* Begin *

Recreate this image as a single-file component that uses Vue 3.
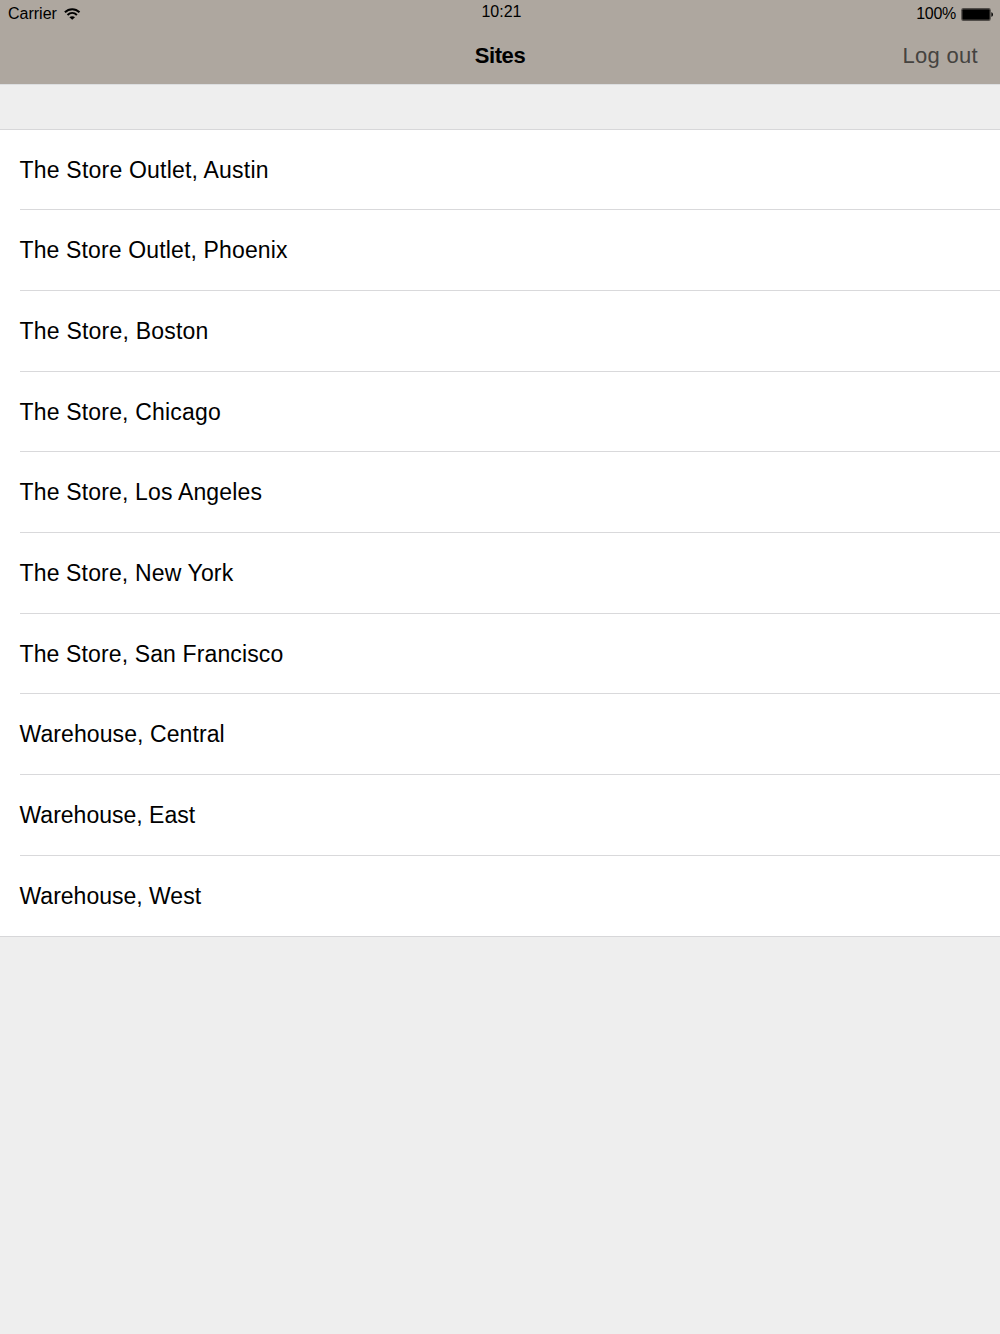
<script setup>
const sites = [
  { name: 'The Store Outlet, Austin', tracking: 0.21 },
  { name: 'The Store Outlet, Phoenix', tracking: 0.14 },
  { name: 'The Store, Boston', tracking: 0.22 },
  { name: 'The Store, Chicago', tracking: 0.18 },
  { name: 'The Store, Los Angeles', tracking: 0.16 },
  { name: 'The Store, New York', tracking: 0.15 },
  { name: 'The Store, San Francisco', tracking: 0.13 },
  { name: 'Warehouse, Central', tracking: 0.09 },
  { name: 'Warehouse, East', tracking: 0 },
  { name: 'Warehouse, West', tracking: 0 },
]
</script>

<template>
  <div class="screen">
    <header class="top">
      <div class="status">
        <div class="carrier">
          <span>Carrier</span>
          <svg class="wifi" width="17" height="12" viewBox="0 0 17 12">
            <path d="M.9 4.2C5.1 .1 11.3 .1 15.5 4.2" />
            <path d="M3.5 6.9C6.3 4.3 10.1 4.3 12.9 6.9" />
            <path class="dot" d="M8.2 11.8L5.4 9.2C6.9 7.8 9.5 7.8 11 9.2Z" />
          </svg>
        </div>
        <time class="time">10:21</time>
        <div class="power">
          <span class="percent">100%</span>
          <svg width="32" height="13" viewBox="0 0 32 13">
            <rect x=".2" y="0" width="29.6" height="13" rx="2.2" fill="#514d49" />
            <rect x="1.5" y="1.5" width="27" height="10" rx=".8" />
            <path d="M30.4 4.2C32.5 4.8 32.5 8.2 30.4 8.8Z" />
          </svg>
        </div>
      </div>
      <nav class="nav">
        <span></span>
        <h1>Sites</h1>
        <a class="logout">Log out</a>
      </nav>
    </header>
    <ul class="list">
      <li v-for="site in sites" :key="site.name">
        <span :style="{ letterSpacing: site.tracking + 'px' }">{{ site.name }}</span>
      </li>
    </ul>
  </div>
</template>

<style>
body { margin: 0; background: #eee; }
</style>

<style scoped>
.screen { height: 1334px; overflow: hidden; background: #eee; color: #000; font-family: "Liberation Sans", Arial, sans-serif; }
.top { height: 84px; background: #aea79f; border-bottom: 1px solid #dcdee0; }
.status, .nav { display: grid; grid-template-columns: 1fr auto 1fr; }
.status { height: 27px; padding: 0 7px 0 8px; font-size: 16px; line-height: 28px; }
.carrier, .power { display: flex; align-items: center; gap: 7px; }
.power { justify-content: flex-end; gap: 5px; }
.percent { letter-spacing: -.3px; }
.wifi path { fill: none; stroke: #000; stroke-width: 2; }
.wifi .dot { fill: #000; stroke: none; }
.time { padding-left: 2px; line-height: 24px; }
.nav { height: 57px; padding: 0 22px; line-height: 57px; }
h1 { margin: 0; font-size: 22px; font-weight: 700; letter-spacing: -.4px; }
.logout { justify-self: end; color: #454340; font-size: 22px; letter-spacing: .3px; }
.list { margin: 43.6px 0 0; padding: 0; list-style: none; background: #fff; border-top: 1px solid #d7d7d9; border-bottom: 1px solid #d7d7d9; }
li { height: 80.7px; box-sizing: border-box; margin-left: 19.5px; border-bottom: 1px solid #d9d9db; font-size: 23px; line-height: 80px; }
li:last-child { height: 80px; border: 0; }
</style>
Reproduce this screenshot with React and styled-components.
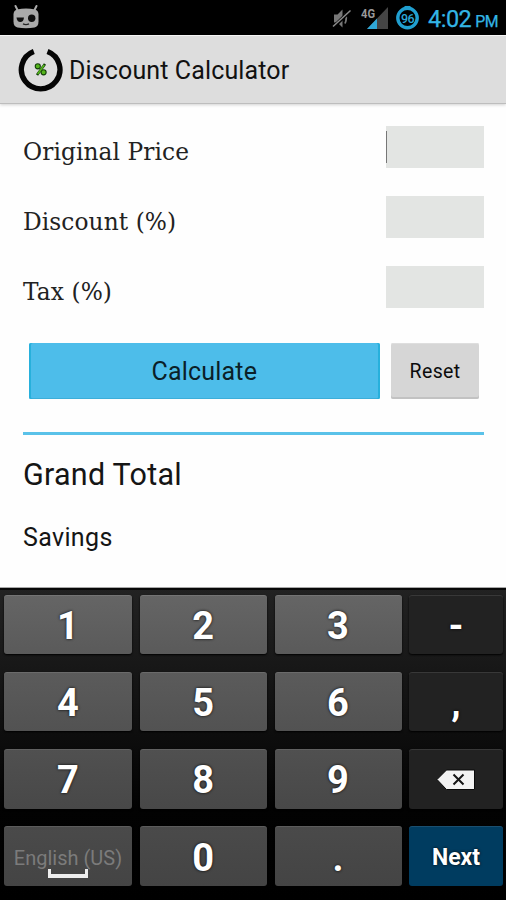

* End *

WHAT TO WORK ON:
Each record above must be returned exactly as written, with its pictures omitted.

THE SOLUTION:
Recreate this image as a single-file component that uses Vue 3.
<script setup>
const sites = [
  { name: 'The Store Outlet, Austin', tracking: 0.21 },
  { name: 'The Store Outlet, Phoenix', tracking: 0.14 },
  { name: 'The Store, Boston', tracking: 0.22 },
  { name: 'The Store, Chicago', tracking: 0.18 },
  { name: 'The Store, Los Angeles', tracking: 0.16 },
  { name: 'The Store, New York', tracking: 0.15 },
  { name: 'The Store, San Francisco', tracking: 0.13 },
  { name: 'Warehouse, Central', tracking: 0.09 },
  { name: 'Warehouse, East', tracking: 0 },
  { name: 'Warehouse, West', tracking: 0 },
]
</script>

<template>
  <div class="screen">
    <header class="top">
      <div class="status">
        <div class="carrier">
          <span>Carrier</span>
          <svg class="wifi" width="17" height="12" viewBox="0 0 17 12">
            <path d="M.9 4.2C5.1 .1 11.3 .1 15.5 4.2" />
            <path d="M3.5 6.9C6.3 4.3 10.1 4.3 12.9 6.9" />
            <path class="dot" d="M8.2 11.8L5.4 9.2C6.9 7.8 9.5 7.8 11 9.2Z" />
          </svg>
        </div>
        <time class="time">10:21</time>
        <div class="power">
          <span class="percent">100%</span>
          <svg width="32" height="13" viewBox="0 0 32 13">
            <rect x=".2" y="0" width="29.6" height="13" rx="2.2" fill="#514d49" />
            <rect x="1.5" y="1.5" width="27" height="10" rx=".8" />
            <path d="M30.4 4.2C32.5 4.8 32.5 8.2 30.4 8.8Z" />
          </svg>
        </div>
      </div>
      <nav class="nav">
        <span></span>
        <h1>Sites</h1>
        <a class="logout">Log out</a>
      </nav>
    </header>
    <ul class="list">
      <li v-for="site in sites" :key="site.name">
        <span :style="{ letterSpacing: site.tracking + 'px' }">{{ site.name }}</span>
      </li>
    </ul>
  </div>
</template>

<style>
body { margin: 0; background: #eee; }
</style>

<style scoped>
.screen { height: 1334px; overflow: hidden; background: #eee; color: #000; font-family: "Liberation Sans", Arial, sans-serif; }
.top { height: 84px; background: #aea79f; border-bottom: 1px solid #dcdee0; }
.status, .nav { display: grid; grid-template-columns: 1fr auto 1fr; }
.status { height: 27px; padding: 0 7px 0 8px; font-size: 16px; line-height: 28px; }
.carrier, .power { display: flex; align-items: center; gap: 7px; }
.power { justify-content: flex-end; gap: 5px; }
.percent { letter-spacing: -.3px; }
.wifi path { fill: none; stroke: #000; stroke-width: 2; }
.wifi .dot { fill: #000; stroke: none; }
.time { padding-left: 2px; line-height: 24px; }
.nav { height: 57px; padding: 0 22px; line-height: 57px; }
h1 { margin: 0; font-size: 22px; font-weight: 700; letter-spacing: -.4px; }
.logout { justify-self: end; color: #454340; font-size: 22px; letter-spacing: .3px; }
.list { margin: 43.6px 0 0; padding: 0; list-style: none; background: #fff; border-top: 1px solid #d7d7d9; border-bottom: 1px solid #d7d7d9; }
li { height: 80.7px; box-sizing: border-box; margin-left: 19.5px; border-bottom: 1px solid #d9d9db; font-size: 23px; line-height: 80px; }
li:last-child { height: 80px; border: 0; }
</style>
Reproduce this screenshot with React and styled-components.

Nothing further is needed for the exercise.